The Foreign Ministry did not identify the two men or specify which branch of the French government had dispatched them to Somalia. But it said in an announcement that they were in Mogadishu on “an official mission’’ to assist the Western-backed government of President Sharif Ahmed in “security matters.’’
A senior official in Ahmed’s government told Agence France-Presse, the main French news agency, that the two men had arrived in Mogadishu nine days ago, invited by the Somali Defense Ministry to train “their counterparts in Somali intelligence agencies.’’
The men were staying at the Hotel Sahafi International, which over the years has gained a reputation as headquarters for foreign correspondents covering the violence that has ripped Somalia apart in recent years. In more recent times, however, few Western journalists have ventured into Mogadishu, where the official police and army are weak, heavily armed factions often rule the streets, and kidnapping is a constant danger.
The hotel manager, Mohamed Mohamed, told news agencies that the two French abductees registered at the hotel as journalists on their arrival last week. He said a dozen armed men showed up Tuesday morning and, after disarming the hotel guards, searched the hotel door to door until they found their targets and bundled them off.
France has had no diplomatic representation in Mogadishu since June 1993, when a United Nations-led effort to impose peace on Somalia’s warring factions led to disaster. Since then, like many of its Western counterparts, the French government has handled its diplomatic business with Somalia from the French Embassy in Nairobi, the capital of neighboring Kenya.
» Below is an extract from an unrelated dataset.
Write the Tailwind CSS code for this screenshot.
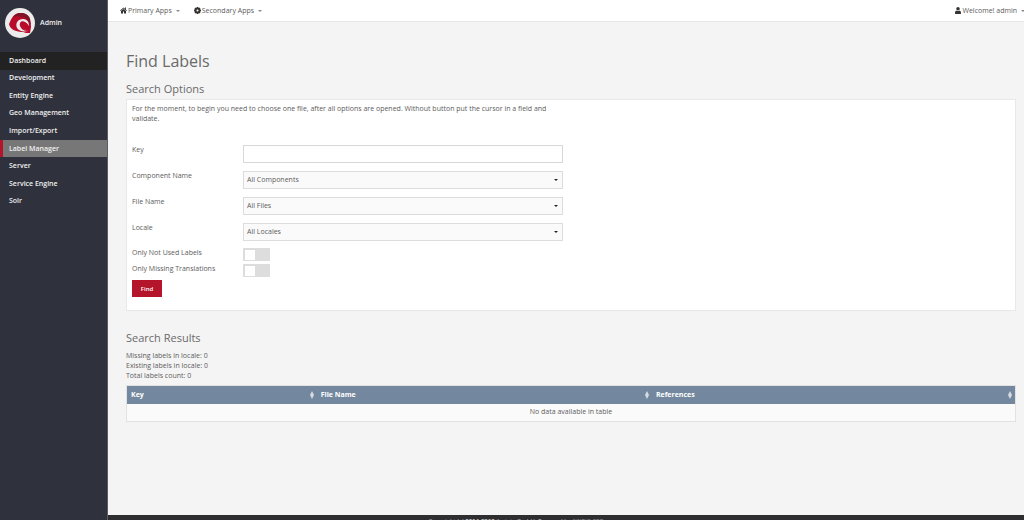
<!DOCTYPE html>
<html lang="en">
<head>
<meta charset="utf-8">
<title>Find Labels</title>
<script src="https://cdn.jsdelivr.net/npm/@tailwindcss/browser@4"></script>
</head>
<body class="flex h-screen overflow-hidden bg-[#f4f4f4] font-['Open_Sans',sans-serif] text-[7px] leading-[10px] text-[#5c5c5c]">
  <aside class="w-[108px] shrink-0 border-r border-[#5b5d66] bg-[#2f323c] font-semibold text-[#f0f0f0]">
    <div class="flex h-[52px] items-center gap-[5px] pl-[5px] pb-[6px]">
      <svg class="size-[30px]" viewBox="0 0 30 30" aria-hidden="true">
        <circle cx="15" cy="15" r="15" fill="#ececec"/>
        <path d="M4 16C6 12 8 5 15 5c5 0 9 2 10 6l1 8-1 6c-3 0-5 0-7-1C12 24 5 22 4 16z" fill="#b90c2b"/>
        <path d="M8 9c3-5 14-6 17 2l1 7c-2-5-4-8-9-9-3-1-6-1-9 0z" fill="#7e1428"/>
        <path d="M12 20c-2-5 1-9 6-9 4 0 6 3 6 7-2-4-6-5-8-2 0 3 3 5 7 7-5 1-9 0-11-3z" fill="#ececec"/>
        <path d="M15 18c-1-4 2-6 5-4 2 1 3 3 3 6-2-3-4-4-6-3 0 2 2 4 6 6-4 0-7-2-8-5z" fill="#b90c2b"/>
      </svg>
      <span>Admin</span>
    </div>
    <nav class="grid h-[158px] auto-rows-fr">
      <a href="#" class="flex items-center bg-[#222222] pl-[9px]">Dashboard</a>
      <a href="#" class="flex items-center pl-[9px]">Development</a>
      <a href="#" class="flex items-center pl-[9px]">Entity Engine</a>
      <a href="#" class="flex items-center pl-[9px]">Geo Management</a>
      <a href="#" class="flex items-center pl-[9px]">Import/Export</a>
      <a href="#" class="flex items-center border-l-3 border-[#b5152b] bg-[#777777] pl-[6px]">Label Manager</a>
      <a href="#" class="flex items-center pl-[9px]">Server</a>
      <a href="#" class="flex items-center pl-[9px]">Service Engine</a>
      <a href="#" class="flex items-center pl-[9px]">Solr</a>
    </nav>
  </aside>
  <div class="flex min-w-0 grow flex-col">
    <header class="flex h-[22px] shrink-0 items-center gap-[14px] border-b border-[#e6e6e6] bg-white pl-3">
      <button class="flex items-center gap-px">
        <svg class="size-[7px]" viewBox="0 0 14 14" fill="#333" aria-hidden="true"><path d="M7 1 14 7l-1 1-6-5-6 5-1-1zM10 1h2v4l-2-2zM7 4l5 4v5H8V9H6v4H2V8z"/></svg>
        <span>Primary Apps</span>
        <svg class="ml-[3px] h-[2px] w-[4px]" viewBox="0 0 4 2" fill="#888" aria-hidden="true"><path d="M0 0h4L2 2z"/></svg>
      </button>
      <button class="flex items-center gap-px">
        <svg class="size-[7px]" viewBox="0 0 14 14" aria-hidden="true"><circle cx="7" cy="7" r="4" fill="none" stroke="#333" stroke-width="4"/><path d="M7 0v3M7 11v3M0 7h3M11 7h3M2 2l2 2M10 10l2 2M12 2l-2 2M4 10l-2 2" stroke="#333" stroke-width="3"/></svg>
        <span>Secondary Apps</span>
        <svg class="ml-[3px] h-[2px] w-[4px]" viewBox="0 0 4 2" fill="#888" aria-hidden="true"><path d="M0 0h4L2 2z"/></svg>
      </button>
      <button class="ml-auto flex items-center gap-px">
        <svg class="h-[7px] w-[6px]" viewBox="0 0 10 12" fill="#333" aria-hidden="true"><circle cx="5" cy="3" r="3"/><path d="M0 12V8l2-2q3 2 6 0l2 2v4z"/></svg>
        <span>Welcome! admin</span>
        <svg class="ml-[3px] h-[2px] w-[3px]" viewBox="0 0 3 2" fill="#888" aria-hidden="true"><path d="M0 0h4L2 2z"/></svg>
      </button>
    </header>
    <main class="grow pr-2 pl-[18px] pt-[28px]">
      <h1 class="text-[16px] leading-[22px] text-[#6a6a6a]">Find Labels</h1>
      <h2 class="mt-[9px] text-[11px] leading-[16px] text-[#6a6a6a]">Search Options</h2>
      <form class="mt-[2px] border border-[#e8e8e8] bg-white px-[5px] pt-[4px] pb-[13px]">
        <p class="w-[420px]">For the moment, to begin you need to choose one file, after all options are opened. Without button put the cursor in a field and validate.</p>
        <div class="mt-[21px] grid grid-cols-[111px_320px] gap-y-2">
          <label for="key">Key</label>
          <input id="key" type="text" class="h-[18px] border border-[#d8d8d8] bg-white px-[4px]">
          <label for="component">Component Name</label>
          <div class="relative">
            <select id="component" class="block h-[18px] w-full appearance-none border border-[#dcdcdc] bg-[#fafafa] px-[3px]"><option>All Components</option></select>
            <svg class="pointer-events-none absolute top-2 right-[5px] h-[2px] w-[4px]" viewBox="0 0 4 2" fill="#222" aria-hidden="true"><path d="M0 0h4L2 2z"/></svg>
          </div>
          <label for="file">File Name</label>
          <div class="relative">
            <select id="file" class="block h-[18px] w-full appearance-none border border-[#dcdcdc] bg-[#fafafa] px-[3px]"><option>All Files</option></select>
            <svg class="pointer-events-none absolute top-2 right-[5px] h-[2px] w-[4px]" viewBox="0 0 4 2" fill="#222" aria-hidden="true"><path d="M0 0h4L2 2z"/></svg>
          </div>
          <label for="locale">Locale</label>
          <div class="relative">
            <select id="locale" class="block h-[18px] w-full appearance-none border border-[#dcdcdc] bg-[#fafafa] px-[3px]"><option>All Locales</option></select>
            <svg class="pointer-events-none absolute top-2 right-[5px] h-[2px] w-[4px]" viewBox="0 0 4 2" fill="#222" aria-hidden="true"><path d="M0 0h4L2 2z"/></svg>
          </div>
        </div>
        <div class="mt-[7px] grid grid-cols-[111px_320px] gap-y-[3px]">
          <label for="unused">Only Not Used Labels</label>
          <input id="unused" type="checkbox" class="flex h-[13px] w-[27px] appearance-none items-center bg-[#dddddd] pl-[2px] before:h-[10px] before:w-[10px] before:bg-white before:content-['']">
          <label for="missing">Only Missing Translations</label>
          <input id="missing" type="checkbox" class="flex h-[13px] w-[27px] appearance-none items-center bg-[#dddddd] pl-[2px] before:h-[10px] before:w-[10px] before:bg-white before:content-['']">
        </div>
        <button type="button" class="mt-[3px] block h-[17px] w-[30px] bg-[#b5152b] text-[6px] font-semibold text-white">Find</button>
      </form>
      <h2 class="mt-[19px] text-[11px] leading-[16px] text-[#6a6a6a]">Search Results</h2>
      <p class="mt-[5px]">Missing labels in locale: 0<br>Existing labels in locale: 0<br>Total labels count: 0</p>
      <table class="mt-[4px] w-full table-fixed border-collapse border border-[#e2e2e2] bg-[#fafafa]">
        <colgroup><col class="w-[21.4%]"><col class="w-[37.7%]"><col></colgroup>
        <thead class="bg-[#73889e] text-left text-white">
          <tr class="h-[18px]">
            <th class="pr-[3px] pl-[4px]"><div class="flex items-center justify-between">Key<svg class="h-[8px] w-[4px]" viewBox="0 0 4 8" fill="#d5dbe1" aria-hidden="true"><path d="M0 4 2 0l2 4zM0 4h4L2 8z"/></svg></div></th>
            <th class="pr-[3px] pl-[4px]"><div class="flex items-center justify-between">File Name<svg class="h-[8px] w-[4px]" viewBox="0 0 4 8" fill="#d5dbe1" aria-hidden="true"><path d="M0 4 2 0l2 4zM0 4h4L2 8z"/></svg></div></th>
            <th class="pr-[3px] pl-[4px]"><div class="flex items-center justify-between">References<svg class="h-[8px] w-[4px]" viewBox="0 0 4 8" fill="#d5dbe1" aria-hidden="true"><path d="M0 4 2 0l2 4zM0 4h4L2 8z"/></svg></div></th>
          </tr>
        </thead>
        <tbody><tr class="h-[18px]"><td colspan="3" class="text-center">No data available in table</td></tr></tbody>
      </table>
    </main>
    <footer class="h-[5px] shrink-0 overflow-hidden bg-[#2e2e30] pt-px pr-[100px] text-center text-[6px] text-[#cccccc]">Copyright (c) <b>2014-2018</b> ilscipio GmbH. Powered by <span class="text-[#999999]">SCIPIO ERP</span></footer>
  </div>
</body>
</html>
Some African and Western countries, including the United States, have backed Ahmed’s transitional government against its Islamic opponents, largely out of fear that Somalia could provide safe haven to terrorist groups. But despite help from Ethiopia, he has been unable to assert firm control over the country, which harbors wanted terrorist figures and groups of pirates preying on vessels that pass through the Gulf of Aden.
France’s role in providing security assistance to his forces was not widely known in Paris. The abduction took place as France celebrated its National Day with a large military parade down the Champs Elysees and a garden party at the Elysee Palace, the official residence of President Nicolas Sarkozy.
In a television interview for the occasion, Sarkozy went out of his way to praise the French military. He reminded viewers that his government has increased spending for modern military equipment, even though the manpower totals are being reduced. “The French army is professional, competent, devoted,’’ he said. “It does an absolutely remarkable job.’’
The report that the two kidnapped men had posed as journalists was received with alarm and some puzzlement by media advocacy groups.
“This accusation, while unconfirmed, is troubling,’’ said Robert Mahoney, deputy director of the New York-based Committee to Protect Journalists. “Our position is that intelligence officers posing as journalists jeopardizes the security of all journalists.’’ Six journalists have been killed in Somalia this year, bringing the toll to 15 since 2007, the committee said.![]()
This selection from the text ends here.